To achieve the X-ray parameters the users need, LCLS-II will be the first FEL facility with a continuous electron beam based on a linear accelerator (linac) with superconducting RF cavities. The resulting rapid-fire x-ray pulses open the door to “terrific experiments that can be accomplished with such a high-average-brightness beam,” said Corlett. “The high repetition rate is just completely game-changing.”
The LLRF system helps enable this performance by providing feedback and feed-forward control to the superconducting linac, ensuring that every beam electron bunch consistently sees the same accelerating voltage. Such precision control is increasingly vital to the performance of accelerators and light sources and is enabled by decades of R&D in ATAP and the Engineering Division.
Other Berkeley Lab roles in LCLS-II included extensive participation in beam-dynamics modeling by Ji Qiang of ATAP’s Accelerator Modeling Program.
“Our LCLS-II work exemplifies ATAP’s vision,” said ATAP Division Director Cameron Geddes. “By exploring the frontiers of accelerator and photon-source science and technology, we develop the infrastructure of discovery and new projects.”
This work is funded by the Department of Energy’s Office of Science Basic Energy Sciences program.

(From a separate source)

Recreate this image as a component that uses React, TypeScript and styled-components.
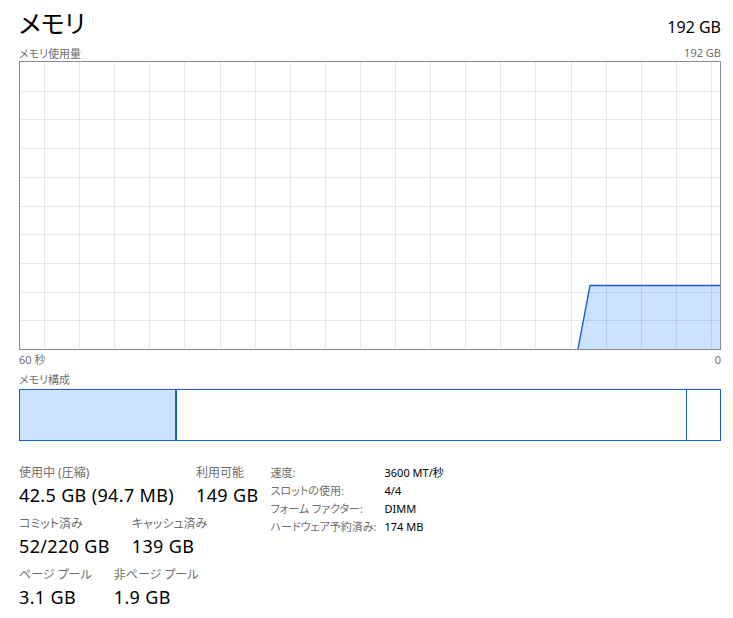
import styled, { createGlobalStyle } from 'styled-components'

const GlobalStyle = createGlobalStyle`
    html, body {
        margin: 0;
        padding: 0;
        background: #fff;
    }
    body {
        font-family: "Noto Sans", "Noto Sans CJK JP", sans-serif;
        font-feature-settings: "palt";
        color: #000;
    }
`

const Page = styled.div`
    width: 733px;
    height: 618px;
    box-sizing: border-box;
    padding: 0 12px 0 19px;
    overflow: hidden;
`

const Header = styled.div`
    display: flex;
    justify-content: space-between;
    align-items: baseline;
    height: 44px;
`

const Title = styled.h1`
    margin: 0;
    font-weight: 400;
    font-size: 25px;
    line-height: 44px;
    font-family: "Noto Sans CJK JP", sans-serif;
    font-feature-settings: "palt";
`

const Total = styled.div`
    font-size: 16px;
`

const LabelRow = styled.div<{ $height: number }>`
    display: flex;
    justify-content: space-between;
    align-items: center;
    height: ${p => p.$height}px;
    font-size: 11px;
    color: #6e6e6e;
`

const ChartBox = styled.div`
    height: 289px;
    box-sizing: border-box;
    border: 1px solid #8a8a8a;
    svg {
        display: block;
    }
`

const CompBar = styled.div`
    display: flex;
    height: 52px;
    box-sizing: border-box;
    border: 1px solid #1b5fd6;
`

const Segment = styled.div<{ $fill?: boolean; $divider: number }>`
    height: 100%;
    box-sizing: border-box;
    background: ${p => (p.$fill ? '#cce1fd' : '#fff')};
    border-right: ${p => p.$divider}px solid #1b5fd6;
`

const Stats = styled.div`
    display: flex;
    gap: 12px;
    margin-top: 23px;
`

const StatGroup = styled.div`
    display: flex;
    flex-direction: column;
`

const StatRow = styled.div`
    display: flex;
    gap: 22px;
    height: 51px;
`

const Stat = styled.div`
    display: flex;
    flex-direction: column;
`

const StatLabel = styled.div`
    font-size: 12px;
    line-height: 18px;
    color: #6e6e6e;
    white-space: nowrap;
`

const StatValue = styled.div`
    font-size: 18px;
    line-height: 26px;
    letter-spacing: 0.35px;
    white-space: nowrap;
`

const Details = styled.div`
    display: grid;
    grid-template-columns: 114px auto;
    grid-auto-rows: 18px;
    align-items: center;
    align-self: flex-start;
    margin-top: -1px;
    font-size: 11px;
    white-space: nowrap;
`

const DetailKey = styled.div`
    color: #6e6e6e;
`

const DetailValue = styled.div`
    color: #000;
`

const W = 700
const H = 287

function UsageChart() {
    const cols = Array.from({ length: 20 }, (_, i) => 24 + i * 35.1).filter(x => x < W)
    const rows = Array.from({ length: 9 }, (_, i) => (i + 1) * 28.7)
    const topY = 223.5
    return (
        <ChartBox>
            <svg width={W} height={H} viewBox={`0 0 ${W} ${H}`}>
                <polygon points={`558,${H} 570,${topY} ${W},${topY} ${W},${H}`} fill="#cce1fd" />
                {cols.map(x => (
                    <line key={'c' + x} x1={Math.round(x) + 0.5} x2={Math.round(x) + 0.5} y1={0} y2={H} stroke="rgba(0,0,0,0.085)" strokeWidth={1} />
                ))}
                {rows.map(y => (
                    <line key={'r' + y} x1={0} x2={W} y1={Math.round(y) + 0.5} y2={Math.round(y) + 0.5} stroke="rgba(0,0,0,0.085)" strokeWidth={1} />
                ))}
                <polyline points={`558,${H} 570,${topY} ${W},${topY}`} fill="none" stroke="#1b5fd6" strokeWidth={1.4} />
            </svg>
        </ChartBox>
    )
}

const segments = [
    { width: 157, fill: true, divider: 2 },
    { width: 510, fill: false, divider: 1 },
    { width: 33, fill: false, divider: 0 },
]

export default function App() {
    return (
        <>
            <GlobalStyle />
            <Page>
                <Header>
                    <Title>メモリ</Title>
                    <Total>192 GB</Total>
                </Header>
                <LabelRow $height={17}>
                    <span>メモリ使用量</span>
                    <span>192 GB</span>
                </LabelRow>
                <UsageChart />
                <LabelRow $height={18}>
                    <span>60 秒</span>
                    <span>0</span>
                </LabelRow>
                <LabelRow $height={21}>
                    <span>メモリ構成</span>
                </LabelRow>
                <CompBar>
                    {segments.map((s, i) => (
                        <Segment key={i} $fill={s.fill} $divider={s.divider} style={{ width: s.width }} />
                    ))}
                </CompBar>
                <Stats>
                    <StatGroup>
                        <StatRow>
                            <Stat>
                                <StatLabel>使用中 (圧縮)</StatLabel>
                                <StatValue>42.5 GB (94.7 MB)</StatValue>
                            </Stat>
                            <Stat>
                                <StatLabel>利用可能</StatLabel>
                                <StatValue>149 GB</StatValue>
                            </Stat>
                        </StatRow>
                        <StatRow>
                            <Stat>
                                <StatLabel>コミット済み</StatLabel>
                                <StatValue>52/220 GB</StatValue>
                            </Stat>
                            <Stat>
                                <StatLabel>キャッシュ済み</StatLabel>
                                <StatValue>139 GB</StatValue>
                            </Stat>
                        </StatRow>
                        <StatRow>
                            <Stat>
                                <StatLabel>ページ プール</StatLabel>
                                <StatValue>3.1 GB</StatValue>
                            </Stat>
                            <Stat>
                                <StatLabel>非ページ プール</StatLabel>
                                <StatValue>1.9 GB</StatValue>
                            </Stat>
                        </StatRow>
                    </StatGroup>
                    <Details>
                        <DetailKey>速度:</DetailKey>
                        <DetailValue>3600 MT/秒</DetailValue>
                        <DetailKey>スロットの使用:</DetailKey>
                        <DetailValue>4/4</DetailValue>
                        <DetailKey>フォーム ファクター:</DetailKey>
                        <DetailValue>DIMM</DetailValue>
                        <DetailKey>ハードウェア予約済み:</DetailKey>
                        <DetailValue>174 MB</DetailValue>
                    </Details>
                </Stats>
            </Page>
        </>
    )
}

Founded in 1931 on the belief that the biggest scientific challenges are best addressed by teams, Lawrence Berkeley National Laboratory and its scientists have been recognized with 16 Nobel Prizes. Today, Berkeley Lab researchers develop sustainable energy and environmental solutions, create useful new materials, advance the frontiers of computing, and probe the mysteries of life, matter, and the universe. Scientists from around the world rely on the Lab’s facilities for their own discovery science. Berkeley Lab is a multiprogram national laboratory, managed by the University of California for the U.S. Department of Energy’s Office of Science.